Offenbar hatte aber ein Kurswechsel bei der DP mit zu einer Entfremdung beigetragen. Bordin "war nie, und wird nie Mitglied werden", beteuerte ein "Pro München"-Funktionär, und die Gruppe legte nach: Zu dem mehrfach unter anderem wegen Körperverletzung verurteilten Bordin fiel ihr ein, dass "deutsche und ausländische Gewalttäter ins Gefängnis gehören, und nicht auf Wahllisten." "Pro München" entfernte sich von der NPD und näherte sich dem Namens-Vorbild "Pro Köln" an, das mittlerweile mit "Pro NRW" und "Pro Deutschland" deutlich über die Rheinmetropole hinausgehende Ambitionen verfolgt.

Daraufhin hatte die bayerische NPD eine "Bürgerinitiative Ausländerstop" (BIA) in München gegründet, die nun in Konkurrenz zu "Pro München" zur Kommunalwahl im März 2008 antreten will. Mit der Gründung folgte die NPD dem Vorbild ihres Landesvorsitzenden Ralf Ollert, der in Nürnberg schon im Juli 2001 eine gleichnamige Gruppe aufgezogen hatte und im März 2002 unter dieser BIA-Flagge in den Nürnberger Stadtrat einziehen konnte.

Die Münchner BIA wird offensichtlich von Wuttke und Bordin dominiert, die für die Gruppe auch die alte Infrastruktur aus Tagen der früheren "Kameradschaft Süd" aktiviert hatten. Beide Funktionäre sind auch Mitglieder des Bayern-Landesvorstands der NPD – ebenso wie Rüdiger Schrembs, der dort sogar mit der parteioffiziellen Aufgaben-Bezeichnung "Abteilungsleiter z.b.V. Wahlen 08" geschmückt wurde.

Schrembs blieb nach der Spaltung jedoch Sprecher von "Pro München", statt zu der von seiner eigenen Partei gegründeten Wahlgruppe zu wechseln. Am vergangenen Wochenende leitete er sogar den Gründungsparteitag von "Pro NRW". Das Unding für einen führenden Parteifunktionär, die Gründung einer konkurrierenden Partei zu orchestrieren, hätte eigentlich ein sofortiges Partei-Ausschlussverfahren nach sich ziehen müssen.

Das fiel auch in der NPD-Basis auf, wo man sich über derlei Aktivität wunderte.
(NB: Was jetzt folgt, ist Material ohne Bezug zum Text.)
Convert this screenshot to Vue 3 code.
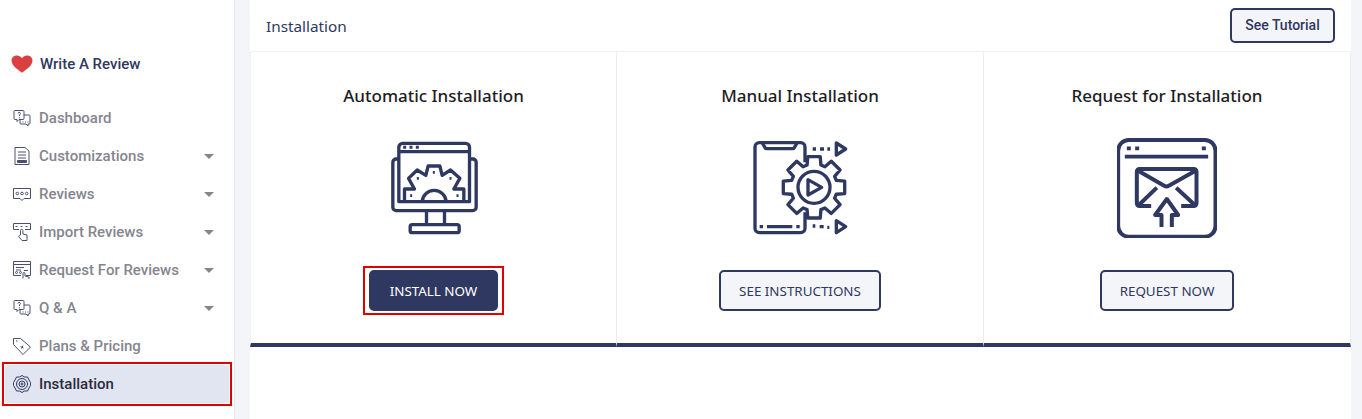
<template>
  <div class="page">
    <aside class="sidebar">
      <a class="write-review">
        <svg class="heart" width="22" height="18" viewBox="0 0 22 18">
          <path d="M11 17.800C6.500 14.300 0.500 10.800 0.500 5.600 0.500 2.700 2.800 0.500 5.800 0.500 8 0.500 9.800 1.500 11 3.200 12.200 1.500 14 0.500 16.200 0.500 19.200 0.500 21.500 2.700 21.500 5.600 21.500 10.800 15.500 14.300 11 17.800Z" fill="#db4040" />
        </svg>
        <span>Write A Review</span>
      </a>
      <nav class="menu">
        <div v-for="item in menu" :key="item.label" class="menu-wrap" :class="{ marked: item.active }">
          <a class="menu-item" :class="{ active: item.active }">
            <svg class="menu-icon" width="20" height="20" viewBox="0 0 20 20" fill="none" stroke="#4a5170" stroke-width="1">
              <path v-for="d in icons[item.icon]" :key="d" :d="d" />
              <path v-if="item.icon === 'doc'" d="M5.500 14.500H14.500V16.500H5.500Z" fill="#4a5170" />
            </svg>
            <span class="menu-label">{{ item.label }}</span>
            <i v-if="item.caret" class="caret"></i>
          </a>
        </div>
      </nav>
    </aside>

    <main class="content">
      <header class="top">
        <h1>Installation</h1>
        <button class="tutorial">See Tutorial</button>
      </header>
      <section class="cards">
        <div class="card">
          <h2>Automatic Installation</h2>
          <svg class="big-icon" width="100" height="100" viewBox="40.5 39 300 300" fill="none" stroke="#2f3860" stroke-width="10" stroke-linejoin="round">
            <path d="M85 102H77a10 10 0 0 0-10 10V247a10 10 0 0 0 10 10H307a10 10 0 0 0 10-10V112a10 10 0 0 0-10-10H297" />
            <path d="M85 230V67a12 12 0 0 1 12-12H285a12 12 0 0 1 12 12V230H85Z" />
            <path d="M85 80H297" />
            <path d="M98 67h9M117 67h9M136 67h9" stroke-width="9" />
            <path d="M102 230V192H132L114 160 140 135 166 151 173 123H208L215 151 240 135 268 160 250 192H280V230" />
            <path d="M155 232a36 36 0 0 1 72 0" />
            <path d="M139 160h6M237 160h6M119 212h6M258 212h6M187 142h6" stroke-width="8" />
            <path d="M168 258V298M222 258V298" />
            <rect x="119" y="299" width="147" height="24" rx="6" />
          </svg>
          <span class="callout"><button class="action primary">INSTALL NOW</button></span>
        </div>
        <div class="card">
          <h2>Manual Installation</h2>
          <svg class="big-icon" width="100" height="100" viewBox="45 39 300 300" fill="none" stroke="#2f3860" stroke-width="10" stroke-linejoin="round">
            <path d="M210 112V66a13 13 0 0 0-13-13H73a13 13 0 0 0-13 13V310a13 13 0 0 0 13 13H197a13 13 0 0 0 13-13V262" />
            <path d="M82 54L90 68a5 5 0 0 0 4 3H174a5 5 0 0 0 4-3L186 54" />
            <path d="M74 305h10M96 305H172M184 305h10" />
            <path d="M233 72h10M255 72h12M277 72h8M233 303h8M254 305h12M277 307h6" />
            <path d="M304 54L332 72 304 90Z" />
            <path d="M304 287L332 305 304 323Z" />
            <path :d="gear" />
            <circle cx="237" cy="187" r="48" />
            <path d="M219 164L260 187 219 210Z" />
          </svg>
          <button class="action">SEE INSTRUCTIONS</button>
        </div>
        <div class="card">
          <h2>Request for Installation</h2>
          <svg class="big-icon" width="100" height="100" viewBox="52.5 39 300 300" fill="none" stroke="#2f3860" stroke-width="12" stroke-linejoin="round">
            <rect x="56" y="45" width="292" height="290" rx="32" />
            <path d="M76 95H326" stroke-width="11" />
            <path d="M82 70h12M107 70h12M307 70h12" stroke-width="11" />
            <path d="M155 243H120a8 8 0 0 1-8-8V140a8 8 0 0 1 8-8H283a8 8 0 0 1 8 8V235a8 8 0 0 1-8 8H245" />
            <path d="M116 137L194 182a12 12 0 0 0 14 0L288 137" />
            <path d="M118 240L172 188M286 240L230 188" />
            <path d="M186 306V270H167L202 222 236 270H217V306" />
          </svg>
          <button class="action">REQUEST NOW</button>
        </div>
      </section>
    </main>
  </div>
</template>

<script setup>
const chat = [
  'M2 3.500a1 1 0 0 1 1-1h8a1 1 0 0 1 1 1v7a1 1 0 0 1-1 1H7l-2 2v-2H3a1 1 0 0 1-1-1Z',
  'M12 7h5a1 1 0 0 1 1 1v7a1 1 0 0 1-1 1h-1v2l-2-2H9a1 1 0 0 1-1-1v-3',
  'M6 5.500a1.200 1.200 0 1 1 1.500 1.200V8M7.500 9.300v1M10.500 14h1M13 14h1M15.500 14h1'
]

const icons = {
  chat,
  doc: [
    'M3 1.500H13L17 5V18.500H3Z',
    'M6 6H14M6 9H14M6 12H14'
  ],
  bubble: [
    'M1.500 4.500H18.500V14.500H12L10 16.500 8 14.500H1.500Z',
    'M4 9.500a1.300 1.300 0 1 0 2.600 0a1.300 1.300 0 1 0-2.600 0M8.700 9.500a1.300 1.300 0 1 0 2.600 0a1.300 1.300 0 1 0-2.600 0M13.400 9.500a1.300 1.300 0 1 0 2.600 0a1.300 1.300 0 1 0-2.600 0'
  ],
  stars: [
    'M7 7.500H1.500V1.500H18.500V7.500H13',
    'M3.500 4.500h2M8.500 4.500h2M13.500 4.500h2',
    'M8.500 13V8.500a1.200 1.200 0 0 1 2.400 0V12L15 13V18.500H10L6.500 14.500Z'
  ],
  browser: [
    'M14 15.500H18.500V1.500H1.500V15.500H9',
    'M1.500 4.500H18.500M4 7.500H12M4 10H9',
    'M3.500 12.500a1 1 0 1 0 2 0a1 1 0 1 0-2 0M7.500 12.500a1 1 0 1 0 2 0a1 1 0 1 0-2 0M12 10.500H16',
    'M11 18.500V13.500a1 1 0 0 1 2 0V16L17 17V19'
  ],
  tag: [
    'M1.500 2.500H8.500L18.500 11 11 18.500 1.500 8.500Z',
    'M4 5h1.500M8.500 10.500l3 1.500M11 9.500l-1.500 3'
  ],
  rings: [
    'M10 1.500L12.500 3 15.500 3 17 6 18.500 8.500 18.500 11.500 17 14 15.500 17 12.500 17 10 18.500 7.500 17 4.500 17 3 14 1.500 11.500 1.500 8.500 3 6 4.500 3 7.500 3Z',
    'M10 4.500a5.500 5.500 0 1 0 0 11a5.500 5.500 0 1 0 0-11Z',
    'M10 7a3 3 0 1 0 0 6a3 3 0 1 0 0-6Z',
    'M10 9a1 1 0 1 0 0 2a1 1 0 1 0 0-2Z'
  ]
}

const menu = [
  { label: 'Dashboard', icon: 'chat' },
  { label: 'Customizations', icon: 'doc', caret: true },
  { label: 'Reviews', icon: 'bubble', caret: true },
  { label: 'Import Reviews', icon: 'stars', caret: true },
  { label: 'Request For Reviews', icon: 'browser', caret: true },
  { label: 'Q & A', icon: 'chat', caret: true },
  { label: 'Plans & Pricing', icon: 'tag' },
  { label: 'Installation', icon: 'rings', active: true }
]

// 8 tooth cog for the manual installation icon
const gearPoints = () => {
  const pts = []
  for (let i = 0; i < 8; i++) {
    const a = (i * Math.PI) / 4 - Math.PI / 2
    const steps = [
      [70, -0.3],
      [94, -0.2],
      [94, 0.2],
      [70, 0.3]
    ]
    steps.forEach(([r, da]) => {
      pts.push(`${(237 + r * Math.cos(a + da)).toFixed(1)} ${(187 + r * Math.sin(a + da)).toFixed(1)}`)
    })
  }
  return pts
}
const gear = `M${gearPoints().join('L')}Z`
</script>

<style scoped>
.page {
  display: flex;
  height: 419px;
  overflow: hidden;
  background: #f4f5f9;
  font-family: Roboto, "Liberation Sans", sans-serif;
}

.sidebar {
  width: 234px;
  flex-shrink: 0;
  background: #fff;
  border-right: 1px solid #e8e9ee;
  padding-top: 54px;
  box-sizing: content-box;
}

.write-review {
  display: flex;
  align-items: center;
  gap: 7px;
  height: 20px;
  padding-left: 11px;
  font-size: 15px;
  font-weight: 500;
  color: #2f3860;
}

.menu {
  margin-top: 25px;
  padding: 0 5px;
}

.menu-wrap {
  height: 38px;
}

.menu-wrap.marked {
  outline: 2px solid #e00000;
  outline-offset: 1px;
}

.menu-item {
  display: flex;
  align-items: center;
  height: 38px;
  padding-left: 7px;
  font-size: 15px;
  font-weight: 500;
  color: #85858f;
  border-radius: 3px;
}

.menu-item.active {
  background: #e1e5f1;
  color: #2b2b3c;
}

.menu-icon {
  flex-shrink: 0;
  margin-right: 7px;
}

.menu-item.active .menu-icon {
  stroke: #2f3860;
}

.menu-label {
  flex: 1;
}

.caret {
  width: 0;
  height: 0;
  margin-right: 15px;
  border-left: 5px solid transparent;
  border-right: 5px solid transparent;
  border-top: 5px solid #85858f;
}

.content {
  width: 1101px;
  margin-left: 15px;
  background: #fff;
  font-family: "Noto Sans", "Open Sans", sans-serif;
}

.top {
  display: flex;
  align-items: center;
  justify-content: space-between;
  height: 51px;
  padding: 0 16px;
  border-bottom: 1px solid #f0f1f4;
}

.top h1 {
  margin: 0;
  font-size: 15.3px;
  font-weight: 400;
  color: #2f3860;
}

.tutorial {
  width: 105px;
  height: 35px;
  margin-top: -1px;
  background: #f4f5f9;
  border: 2px solid #2f3860;
  border-radius: 5px;
  font-family: Roboto, sans-serif;
  font-size: 14px;
  font-weight: 500;
  color: #2f3860;
}

.cards {
  display: grid;
  grid-template-columns: repeat(3, 367px);
}

.card {
  display: flex;
  flex-direction: column;
  align-items: center;
  box-sizing: border-box;
  height: 295px;
  padding-top: 32px;
  border-right: 1px solid #ecedf0;
  border-bottom: 4px solid #2f3860;
}

.card:first-child {
  border-left: 1px solid #f0f1f4;
}

.card h2 {
  margin: 0;
  height: 24px;
  line-height: 24px;
  font-size: 17px;
  font-weight: 500;
  color: #1d1d24;
}

.big-icon {
  margin-top: 30px;
}

.callout {
  display: flex;
  margin-top: 28px;
  padding: 2px 4px;
  border: 2px solid #e00000;
}

.action {
  height: 41px;
  margin-top: 32px;
  padding: 0 18px;
  background: #f4f5f9;
  border: 2px solid #2f3860;
  border-radius: 5px;
  font-family: "Noto Sans", "Open Sans", sans-serif;
  font-size: 13.4px;
  color: #2f3860;
}

.action.primary {
  width: 129px;
  margin-top: 0;
  padding: 0;
  background: #2f3860;
  color: #fff;
}
</style>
Insider wollen jedoch wissen, dass Schrembs bereits vor etwa zwei Wochen aus der Partei ausgetreten ist.

Offenbar sieht Schrembs bei den "Pro"-Gruppen bessere Chancen, in ein Parlament einzuziehen, als mit einer durch notorische Neonazis wie Bordin geprägten NPD. Im März hatte die Bundes-NPD zwar ein Schiedsgerichtsverfahren gegen Bordin und Matthias Fischer angekündigt, die bei einem internationalen Neonazi-Treffen in Budapest mit Hitlergruß aufgefallen waren. Von einem solchen parteiinternen Verfahren war seitdem nichts mehr zu hören.

Auch die Landes-NPD in Nordrhein-Westfalen ist für ihre enge Verbundenheit mit militanten Neonazis wie Christian Malcoci oder Siegfried Borchardt bekannt. Für die rechte Konkurrenz von "Pro Köln" hatte die NRW-NPD dagegen nur Schmähungen wie "pseudorechte Populistentruppe" und "Anbiederung an Systemparteien" auf Lager. Bei den kommenden Wahlen in NRW werden "Pro NRW" weitaus mehr Chancen auf Mandate eingeräumt, als der mit der Kameradschaftsszene verbandelten NPD. Rüdiger Schrembs wird daher auf das "frische Pferd" gesetzt haben.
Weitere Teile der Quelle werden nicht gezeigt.